KASH PATEL, FBI Director
Trump’s pick for FBI director can be a reformer or a wrecking ball. Not both. Kashyap ‘Kash’ Pramod Patel has been more vocal than the president himself in his distaste for the agency he has been nominated to lead. Another Trump 1.0 veteran, Patel had been instrumental in guiding the GOP-controlled House Intelligence Committee in investigating FBI’s investigation of Trump’s alleged links to Russia in 2016. A long-time advocate of overhauling FBI, Patel’s appointment was not surprising, not least since he has promised to hunt the president’s political enemies.
Power Ambassadors
STEVEN C WITKOFF, Special Envoy to the Middle East
The real estate magnate and Trump’s golf buddy is one of the heroes of the Gaza ceasefire deal that saw the Biden and Trump teams work closely together. Reportedly, it was Witkoff’s words in Benjamin Netanyahu’s ears that made the Israeli prime minister see the futility of resisting Trump, his best friend ever in the White House.

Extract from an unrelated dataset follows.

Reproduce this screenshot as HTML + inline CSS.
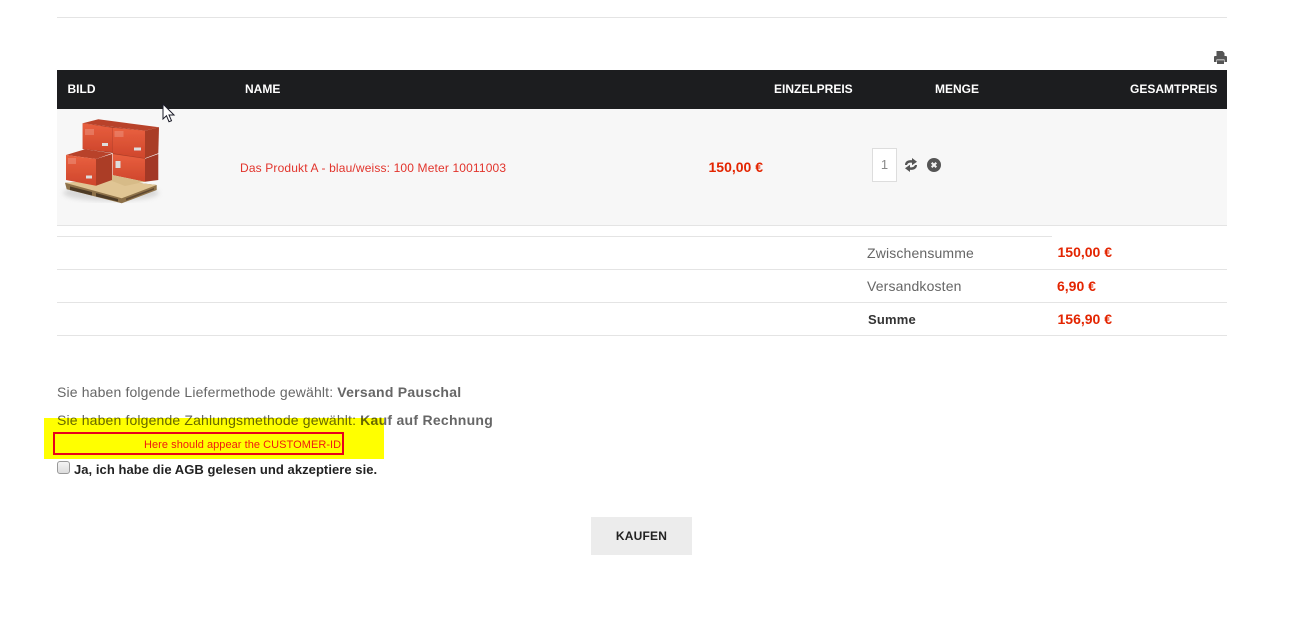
<!DOCTYPE html>
<html><head><meta charset="utf-8"><style>
html,body{margin:0;padding:0;background:#fff;width:1295px;height:620px;overflow:hidden}
body{position:relative;font-family:"Liberation Sans",Arial,sans-serif}
.t{position:absolute;white-space:nowrap;line-height:16px}
.r{position:absolute;background:#e4e4e4;height:1px}
.h{color:#fff;font-weight:bold;font-size:12px;top:81px}
.p{color:#e32400;font-weight:bold;font-size:14px}
.g{color:#666;font-size:14px;letter-spacing:.15px}
.g b{letter-spacing:.27px}
</style></head><body>
<div class="r" style="left:57px;top:17px;width:1170px"></div>
<svg style="position:absolute;left:1213px;top:50px" width="15" height="15" viewBox="0 0 15 15"><path fill="#555" d="M3.500 1h6l2 2v3h-8zM2 6h11a1 1 0 0 1 1 1v5h-2.500v-2.500h-8V12H1V7a1 1 0 0 1 1-1zM4 10.300h7V14H4z"/></svg>
<div style="position:absolute;left:57px;top:70px;width:1170px;height:39px;background:#1c1d1f"></div>
<div class="t h" style="left:67.500px">BILD</div>
<div class="t h" style="left:245px">NAME</div>
<div class="t h" style="left:774px">EINZELPREIS</div>
<div class="t h" style="left:935px">MENGE</div>
<div class="t h" style="left:1130px">GESAMTPREIS</div>
<div style="position:absolute;left:57px;top:109px;width:1170px;height:116px;background:#f7f7f7"></div>
<div class="r" style="left:57px;top:225px;width:1170px"></div>
<svg style="position:absolute;left:0;top:0" width="240" height="215">
<defs><filter id="b"><feGaussianBlur stdDeviation="2.500"/></filter><filter id="s"><feGaussianBlur stdDeviation=".35"/></filter>
<linearGradient id="f" x1="0" y1="0" x2="0" y2="1"><stop offset="0" stop-color="#e9603f"/><stop offset="1" stop-color="#cf462c"/></linearGradient></defs>
<ellipse cx="111" cy="193" rx="48" ry="8" fill="#aaa" opacity=".4" filter="url(#b)"/>
<g filter="url(#s)">
<polygon points="65,182.700 113,180 156.700,185 156.700,190 121.700,203.300 66.700,189.300" fill="#8d7148"/>
<polygon points="65,182.700 113,180 156.700,185 121.700,198.300" fill="#e0c594"/>
<polygon points="70,186.500 92,192 92,195.500 70,190" fill="#4d3b25"/>
<polygon points="96,193 118,199 118,201.500 96,196.500" fill="#4d3b25"/>
<polygon points="126,198.500 154,188 154,189.500 126,200.500" fill="#5e4830"/>
<polygon points="82.700,123.300 145,130.700 145,181.700 112.700,175 112.700,153 82.700,149" fill="#a93c28"/>
<polygon points="82.700,123.300 98.300,119.300 159,127.300 145,130.700" fill="#b8432b"/>
<polygon points="82.700,123.300 112.300,127.700 112.300,152 82.700,149" fill="url(#f)"/>
<polygon points="112.700,127.700 145,130.700 145,158.300 112.700,153.300" fill="url(#f)"/>
<polygon points="145,130.700 159,127.300 158.300,153.300 145,158.300" fill="#a93c28"/>
<polygon points="112.700,154 145,158.700 145,181.700 112.700,175" fill="url(#f)"/>
<polygon points="145,158.700 158.300,154 158.300,180 145,181.700" fill="#a33825"/>
<polygon points="112,175 145,181.700 125,186 112,181" fill="#d7bb88"/>
<polygon points="66,155 85,149.300 112,153.300 96,159" fill="#b8432b"/>
<polygon points="66,155 96,159 96,185.700 66,180" fill="url(#f)"/>
<polygon points="96,159 112,154 112,180 96,185.700" fill="#ab3d28"/>
<rect x="86" y="175.500" width="6" height="3" fill="#ddd"/>
<rect x="134" y="147.500" width="7" height="3" fill="#ddd"/>
<rect x="102" y="143" width="6" height="3" fill="#ddd"/>
<rect x="115.500" y="161" width="5" height="7" fill="#ddd"/>
<rect x="68" y="158" width="8" height="6" fill="#f0a593" opacity=".4"/>
<rect x="85" y="129" width="9" height="6" fill="#f0a593" opacity=".4"/>
<rect x="114.500" y="131" width="9" height="6" fill="#f0a593" opacity=".4"/>
</g></svg>
<div class="t" style="left:240px;top:160px;font-size:12px;color:#e2342c;letter-spacing:.15px">Das Produkt A - blau/weiss: 100 Meter 10011003</div>
<div class="t p" style="left:708.500px;top:159px">150,00 €</div>
<div style="position:absolute;left:872px;top:148px;width:23px;height:32px;background:#fff;border:1px solid #ddd;color:#888;font-size:13px;line-height:32px;text-align:center">1</div>
<svg style="position:absolute;left:904px;top:157px" width="14" height="16" viewBox="0 0 14 16"><path fill="#555" d="M1 8C1 4.500 4 2.700 8 3.300V1l5 3.700-5 3.600V5.800C5.500 5.400 3.800 6 3 8zM13 8c0 3.500-3 5.300-7 4.700V15L1 11.300l5-3.600v2.500c2.500.4 4.200-.2 5-2.200z"/></svg>
<svg style="position:absolute;left:927px;top:158px" width="14" height="14" viewBox="0 0 14 14"><circle cx="7" cy="7" r="7" fill="#555"/><path d="M4.700 4.700l4.600 4.600M9.300 4.700l-4.600 4.600" stroke="#f2f2f2" stroke-width="2.100"/></svg>
<div class="r" style="left:57px;top:236px;width:995px"></div>
<div class="r" style="left:57px;top:269px;width:1170px"></div>
<div class="r" style="left:57px;top:302px;width:1170px"></div>
<div class="r" style="left:57px;top:335px;width:1170px"></div>
<div class="t g" style="left:867px;top:245px">Zwischensumme</div>
<div class="t g" style="left:867px;top:278px">Versandkosten</div>
<div class="t" style="left:868px;top:312px;font-size:13px;font-weight:bold;color:#333;letter-spacing:.2px">Summe</div>
<div class="t p" style="left:1057.500px;top:244px">150,00 €</div>
<div class="t p" style="left:1057px;top:278px">6,90 €</div>
<div class="t p" style="left:1057.500px;top:311px">156,90 €</div>
<div class="t g" style="left:57px;top:384px">Sie haben folgende Liefermethode gewählt: <b>Versand Pauschal</b></div>
<div class="t g" style="left:57px;top:412px">Sie haben folgende Zahlungsmethode gewählt: <b>Kauf auf Rechnung</b></div>
<div style="position:absolute;left:44px;top:418px;width:340px;height:41px;background:#ff0;mix-blend-mode:multiply"></div>
<div style="position:absolute;left:53px;top:432px;width:287px;height:19px;border:2px solid #e8001c"></div>
<div class="t" style="left:144px;top:437px;font-size:11px;color:#f01a10;letter-spacing:.05px">Here should appear the CUSTOMER-ID</div>
<div style="position:absolute;left:57px;top:461px;width:11px;height:11px;border:1px solid #999;border-radius:3px;background:linear-gradient(#f4f4f4,#ddd)"></div>
<div class="t" style="left:74px;top:462px;font-size:13px;font-weight:bold;color:#222;letter-spacing:.05px">Ja, ich habe die AGB gelesen und akzeptiere sie.</div>
<div style="position:absolute;left:591px;top:517px;width:101px;height:38px;background:#ececec;color:#222;font-size:12px;font-weight:bold;line-height:39px;text-align:center;letter-spacing:.2px">KAUFEN</div>
<svg style="position:absolute;left:162px;top:103px" width="14" height="20" viewBox="0 0 14 20"><path d="M1 1v15l3.500-3.300 2.500 6 2.500-1-2.500-5.700H12z" fill="#fff" stroke="#1b1c28" stroke-width="1"/></svg>
</body></html>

MIKE HUCKABEE, Ambassador to Israel
A former governor of Arkansas and former Southern Baptist pastor, Mike Huckabee used to fancy his chances of becoming president. Long ago. He comes from the evangelical tradition of unwavering support for Israel which he takes to the extent of urging Israel to annex the West Bank. He is also a critic of the Gaza ceasefire.
KEITH KELLOGG, Special Envoy for Ukraine and Russia
Still untested and probably with a tougher job than Witkoff, this Trump 1.0 veteran is said to already have a plan for ending the Ukraine war.
ELISE STEFANIK, Ambassador to UN
The UN ambassador is important because of the foreign policy priorities the appointment indicates. Elise Stefanik, a staunch Trumpista and friend of Israel, signals a combative US at the UN.